EXERCISE AIM
Without including any images, repeat the data exactly.

SUPPLIED INFORMATION
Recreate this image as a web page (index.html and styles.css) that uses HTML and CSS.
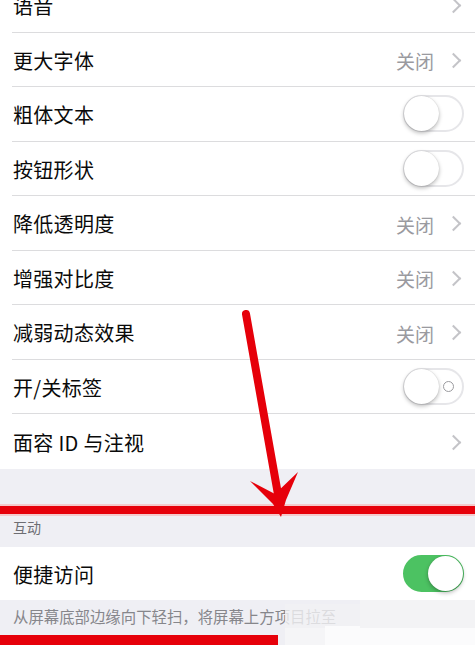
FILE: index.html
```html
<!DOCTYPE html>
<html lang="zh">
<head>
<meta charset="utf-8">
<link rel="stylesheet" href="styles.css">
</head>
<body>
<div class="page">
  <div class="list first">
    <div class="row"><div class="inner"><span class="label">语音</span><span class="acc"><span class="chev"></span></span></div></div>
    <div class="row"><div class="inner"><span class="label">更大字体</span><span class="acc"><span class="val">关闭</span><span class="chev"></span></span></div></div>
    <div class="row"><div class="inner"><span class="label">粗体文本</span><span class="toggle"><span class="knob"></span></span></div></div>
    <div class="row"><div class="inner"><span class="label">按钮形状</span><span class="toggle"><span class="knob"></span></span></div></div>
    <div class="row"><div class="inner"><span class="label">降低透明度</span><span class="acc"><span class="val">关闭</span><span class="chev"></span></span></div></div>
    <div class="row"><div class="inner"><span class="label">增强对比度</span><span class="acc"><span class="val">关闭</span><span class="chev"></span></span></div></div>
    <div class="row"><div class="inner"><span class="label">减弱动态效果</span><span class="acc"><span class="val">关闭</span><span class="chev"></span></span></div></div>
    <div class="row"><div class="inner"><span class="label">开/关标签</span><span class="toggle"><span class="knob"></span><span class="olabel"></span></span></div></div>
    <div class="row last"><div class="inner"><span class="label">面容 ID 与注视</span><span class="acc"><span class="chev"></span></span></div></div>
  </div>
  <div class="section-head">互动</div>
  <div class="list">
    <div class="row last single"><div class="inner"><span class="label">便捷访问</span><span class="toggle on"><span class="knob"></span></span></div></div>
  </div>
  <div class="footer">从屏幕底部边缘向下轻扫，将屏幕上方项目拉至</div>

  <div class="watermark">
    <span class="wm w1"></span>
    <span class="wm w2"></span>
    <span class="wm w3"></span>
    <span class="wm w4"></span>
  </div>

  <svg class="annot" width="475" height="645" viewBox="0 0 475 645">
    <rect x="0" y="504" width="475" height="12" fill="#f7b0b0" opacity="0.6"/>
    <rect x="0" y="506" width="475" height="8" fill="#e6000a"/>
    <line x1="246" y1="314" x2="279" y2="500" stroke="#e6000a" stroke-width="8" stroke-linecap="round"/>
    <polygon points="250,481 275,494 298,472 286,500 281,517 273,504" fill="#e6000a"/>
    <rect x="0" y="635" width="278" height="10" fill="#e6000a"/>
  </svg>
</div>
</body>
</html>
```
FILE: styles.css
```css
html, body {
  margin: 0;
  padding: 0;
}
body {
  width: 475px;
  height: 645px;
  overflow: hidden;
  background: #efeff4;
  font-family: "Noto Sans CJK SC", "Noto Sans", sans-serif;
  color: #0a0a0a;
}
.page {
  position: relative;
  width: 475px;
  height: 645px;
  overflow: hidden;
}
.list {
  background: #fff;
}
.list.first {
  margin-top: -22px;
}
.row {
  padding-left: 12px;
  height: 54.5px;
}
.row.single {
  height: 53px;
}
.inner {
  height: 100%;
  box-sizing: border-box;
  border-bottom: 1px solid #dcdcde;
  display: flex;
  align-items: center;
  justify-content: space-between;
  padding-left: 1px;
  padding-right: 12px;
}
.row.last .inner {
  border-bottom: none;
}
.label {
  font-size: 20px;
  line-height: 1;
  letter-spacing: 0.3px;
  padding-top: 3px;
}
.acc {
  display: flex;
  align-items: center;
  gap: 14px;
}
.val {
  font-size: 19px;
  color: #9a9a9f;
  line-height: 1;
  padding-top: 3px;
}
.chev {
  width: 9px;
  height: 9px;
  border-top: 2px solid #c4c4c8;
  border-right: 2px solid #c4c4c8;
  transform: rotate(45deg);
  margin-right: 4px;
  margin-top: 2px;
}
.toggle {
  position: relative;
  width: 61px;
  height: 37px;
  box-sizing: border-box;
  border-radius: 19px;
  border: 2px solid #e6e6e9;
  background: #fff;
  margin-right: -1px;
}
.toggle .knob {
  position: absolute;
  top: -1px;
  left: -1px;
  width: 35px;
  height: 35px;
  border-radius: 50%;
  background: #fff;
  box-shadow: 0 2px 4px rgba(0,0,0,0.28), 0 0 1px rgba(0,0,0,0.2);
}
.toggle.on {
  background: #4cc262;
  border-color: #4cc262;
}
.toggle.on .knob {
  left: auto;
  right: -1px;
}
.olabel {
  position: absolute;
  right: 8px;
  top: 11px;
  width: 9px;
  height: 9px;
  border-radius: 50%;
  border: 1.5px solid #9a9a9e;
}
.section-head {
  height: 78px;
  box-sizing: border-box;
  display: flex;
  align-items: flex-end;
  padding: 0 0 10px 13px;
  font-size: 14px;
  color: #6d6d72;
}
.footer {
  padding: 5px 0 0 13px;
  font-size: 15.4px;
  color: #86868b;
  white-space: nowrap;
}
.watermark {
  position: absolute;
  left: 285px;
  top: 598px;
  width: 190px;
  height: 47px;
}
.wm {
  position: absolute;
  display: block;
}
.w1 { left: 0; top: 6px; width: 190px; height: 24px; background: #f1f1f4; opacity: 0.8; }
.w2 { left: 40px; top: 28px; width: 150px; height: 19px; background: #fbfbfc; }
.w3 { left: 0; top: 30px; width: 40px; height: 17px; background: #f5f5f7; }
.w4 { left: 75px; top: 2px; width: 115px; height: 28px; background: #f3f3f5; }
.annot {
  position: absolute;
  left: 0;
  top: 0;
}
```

WRITTEN SOLUTION
Recreate this image as a web page (index.html and styles.css) that uses HTML and CSS.
FILE: index.html
```html
<!DOCTYPE html>
<html lang="zh">
<head>
<meta charset="utf-8">
<link rel="stylesheet" href="styles.css">
</head>
<body>
<div class="page">
  <div class="list first">
    <div class="row"><div class="inner"><span class="label">语音</span><span class="acc"><span class="chev"></span></span></div></div>
    <div class="row"><div class="inner"><span class="label">更大字体</span><span class="acc"><span class="val">关闭</span><span class="chev"></span></span></div></div>
    <div class="row"><div class="inner"><span class="label">粗体文本</span><span class="toggle"><span class="knob"></span></span></div></div>
    <div class="row"><div class="inner"><span class="label">按钮形状</span><span class="toggle"><span class="knob"></span></span></div></div>
    <div class="row"><div class="inner"><span class="label">降低透明度</span><span class="acc"><span class="val">关闭</span><span class="chev"></span></span></div></div>
    <div class="row"><div class="inner"><span class="label">增强对比度</span><span class="acc"><span class="val">关闭</span><span class="chev"></span></span></div></div>
    <div class="row"><div class="inner"><span class="label">减弱动态效果</span><span class="acc"><span class="val">关闭</span><span class="chev"></span></span></div></div>
    <div class="row"><div class="inner"><span class="label">开/关标签</span><span class="toggle"><span class="knob"></span><span class="olabel"></span></span></div></div>
    <div class="row last"><div class="inner"><span class="label">面容 ID 与注视</span><span class="acc"><span class="chev"></span></span></div></div>
  </div>
  <div class="section-head">互动</div>
  <div class="list">
    <div class="row last single"><div class="inner"><span class="label">便捷访问</span><span class="toggle on"><span class="knob"></span></span></div></div>
  </div>
  <div class="footer">从屏幕底部边缘向下轻扫，将屏幕上方项目拉至</div>

  <div class="watermark">
    <span class="wm w1"></span>
    <span class="wm w2"></span>
    <span class="wm w3"></span>
    <span class="wm w4"></span>
  </div>

  <svg class="annot" width="475" height="645" viewBox="0 0 475 645">
    <rect x="0" y="504" width="475" height="12" fill="#f7b0b0" opacity="0.6"/>
    <rect x="0" y="506" width="475" height="8" fill="#e6000a"/>
    <line x1="246" y1="314" x2="279" y2="500" stroke="#e6000a" stroke-width="8" stroke-linecap="round"/>
    <polygon points="250,481 275,494 298,472 286,500 281,517 273,504" fill="#e6000a"/>
    <rect x="0" y="635" width="278" height="10" fill="#e6000a"/>
  </svg>
</div>
</body>
</html>
```
FILE: styles.css
```css
html, body {
  margin: 0;
  padding: 0;
}
body {
  width: 475px;
  height: 645px;
  overflow: hidden;
  background: #efeff4;
  font-family: "Noto Sans CJK SC", "Noto Sans", sans-serif;
  color: #0a0a0a;
}
.page {
  position: relative;
  width: 475px;
  height: 645px;
  overflow: hidden;
}
.list {
  background: #fff;
}
.list.first {
  margin-top: -22px;
}
.row {
  padding-left: 12px;
  height: 54.5px;
}
.row.single {
  height: 53px;
}
.inner {
  height: 100%;
  box-sizing: border-box;
  border-bottom: 1px solid #dcdcde;
  display: flex;
  align-items: center;
  justify-content: space-between;
  padding-left: 1px;
  padding-right: 12px;
}
.row.last .inner {
  border-bottom: none;
}
.label {
  font-size: 20px;
  line-height: 1;
  letter-spacing: 0.3px;
  padding-top: 3px;
}
.acc {
  display: flex;
  align-items: center;
  gap: 14px;
}
.val {
  font-size: 19px;
  color: #9a9a9f;
  line-height: 1;
  padding-top: 3px;
}
.chev {
  width: 9px;
  height: 9px;
  border-top: 2px solid #c4c4c8;
  border-right: 2px solid #c4c4c8;
  transform: rotate(45deg);
  margin-right: 4px;
  margin-top: 2px;
}
.toggle {
  position: relative;
  width: 61px;
  height: 37px;
  box-sizing: border-box;
  border-radius: 19px;
  border: 2px solid #e6e6e9;
  background: #fff;
  margin-right: -1px;
}
.toggle .knob {
  position: absolute;
  top: -1px;
  left: -1px;
  width: 35px;
  height: 35px;
  border-radius: 50%;
  background: #fff;
  box-shadow: 0 2px 4px rgba(0,0,0,0.28), 0 0 1px rgba(0,0,0,0.2);
}
.toggle.on {
  background: #4cc262;
  border-color: #4cc262;
}
.toggle.on .knob {
  left: auto;
  right: -1px;
}
.olabel {
  position: absolute;
  right: 8px;
  top: 11px;
  width: 9px;
  height: 9px;
  border-radius: 50%;
  border: 1.5px solid #9a9a9e;
}
.section-head {
  height: 78px;
  box-sizing: border-box;
  display: flex;
  align-items: flex-end;
  padding: 0 0 10px 13px;
  font-size: 14px;
  color: #6d6d72;
}
.footer {
  padding: 5px 0 0 13px;
  font-size: 15.4px;
  color: #86868b;
  white-space: nowrap;
}
.watermark {
  position: absolute;
  left: 285px;
  top: 598px;
  width: 190px;
  height: 47px;
}
.wm {
  position: absolute;
  display: block;
}
.w1 { left: 0; top: 6px; width: 190px; height: 24px; background: #f1f1f4; opacity: 0.8; }
.w2 { left: 40px; top: 28px; width: 150px; height: 19px; background: #fbfbfc; }
.w3 { left: 0; top: 30px; width: 40px; height: 17px; background: #f5f5f7; }
.w4 { left: 75px; top: 2px; width: 115px; height: 28px; background: #f3f3f5; }
.annot {
  position: absolute;
  left: 0;
  top: 0;
}
```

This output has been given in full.